Task description » Where a line in the listing below contains the word "styled", copy that line.

Rows »
══════════

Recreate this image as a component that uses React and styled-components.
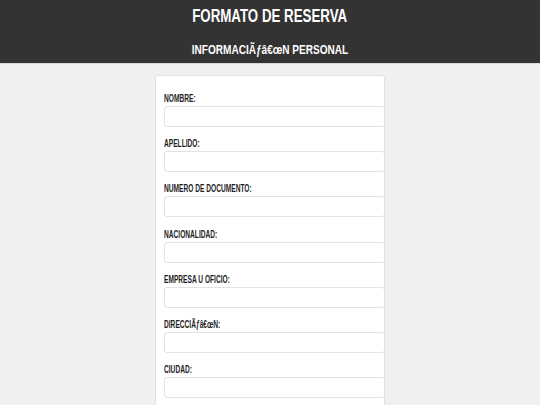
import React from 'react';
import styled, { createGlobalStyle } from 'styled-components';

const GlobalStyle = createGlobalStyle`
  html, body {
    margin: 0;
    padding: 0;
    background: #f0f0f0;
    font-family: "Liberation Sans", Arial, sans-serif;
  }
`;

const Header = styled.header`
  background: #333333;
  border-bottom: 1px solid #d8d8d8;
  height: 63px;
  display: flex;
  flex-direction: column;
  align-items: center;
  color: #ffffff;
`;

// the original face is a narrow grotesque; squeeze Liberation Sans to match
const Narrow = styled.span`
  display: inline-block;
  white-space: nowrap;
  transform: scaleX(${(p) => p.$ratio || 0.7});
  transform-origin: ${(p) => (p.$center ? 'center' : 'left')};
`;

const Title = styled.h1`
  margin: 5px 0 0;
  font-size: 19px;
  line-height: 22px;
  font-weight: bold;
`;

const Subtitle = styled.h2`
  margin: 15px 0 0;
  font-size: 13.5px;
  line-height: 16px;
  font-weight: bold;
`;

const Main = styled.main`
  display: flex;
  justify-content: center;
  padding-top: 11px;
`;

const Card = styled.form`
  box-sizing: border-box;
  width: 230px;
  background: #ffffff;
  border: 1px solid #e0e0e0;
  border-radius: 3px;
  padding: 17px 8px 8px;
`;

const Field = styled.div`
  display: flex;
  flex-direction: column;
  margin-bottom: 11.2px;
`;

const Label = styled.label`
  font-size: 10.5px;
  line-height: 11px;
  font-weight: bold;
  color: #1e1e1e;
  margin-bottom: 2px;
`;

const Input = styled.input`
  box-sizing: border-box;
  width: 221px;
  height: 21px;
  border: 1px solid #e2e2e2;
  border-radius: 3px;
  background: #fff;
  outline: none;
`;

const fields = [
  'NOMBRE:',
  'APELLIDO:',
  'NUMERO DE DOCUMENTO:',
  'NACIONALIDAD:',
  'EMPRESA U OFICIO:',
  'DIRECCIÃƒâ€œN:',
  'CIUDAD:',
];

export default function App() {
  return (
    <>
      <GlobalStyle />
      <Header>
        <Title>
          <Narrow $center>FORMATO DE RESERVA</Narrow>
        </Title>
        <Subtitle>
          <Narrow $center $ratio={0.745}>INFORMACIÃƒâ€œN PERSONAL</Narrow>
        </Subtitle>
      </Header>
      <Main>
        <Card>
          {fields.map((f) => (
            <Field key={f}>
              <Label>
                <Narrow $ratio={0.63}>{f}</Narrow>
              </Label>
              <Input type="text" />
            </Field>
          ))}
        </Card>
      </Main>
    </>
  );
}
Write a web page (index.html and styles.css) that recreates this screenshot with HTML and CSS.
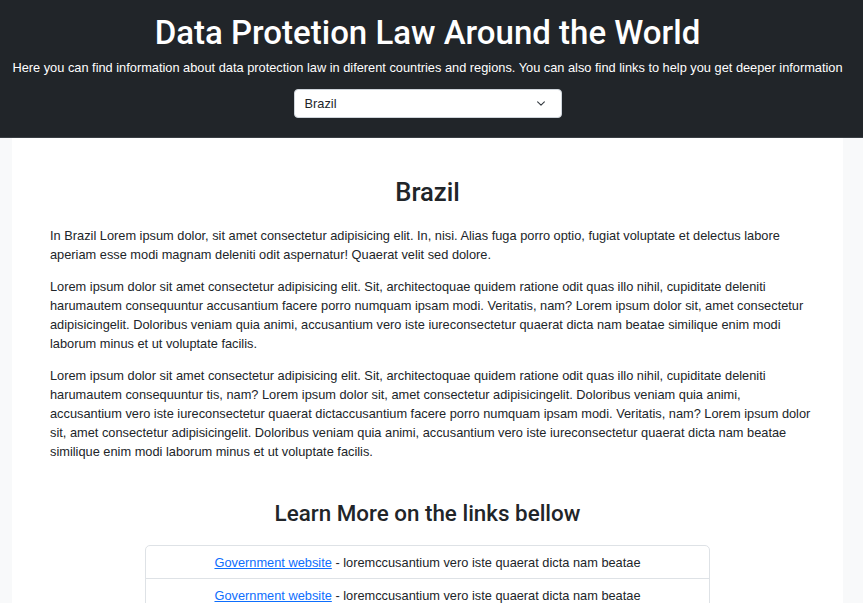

══════════

The reply »
Recreate this image as a component that uses React and styled-components.
import styled, { createGlobalStyle } from 'styled-components';
const Header = styled.header`
const Narrow = styled.span`
const Title = styled.h1`
const Subtitle = styled.h2`
const Main = styled.main`
const Card = styled.form`
const Field = styled.div`
const Label = styled.label`
const Input = styled.input`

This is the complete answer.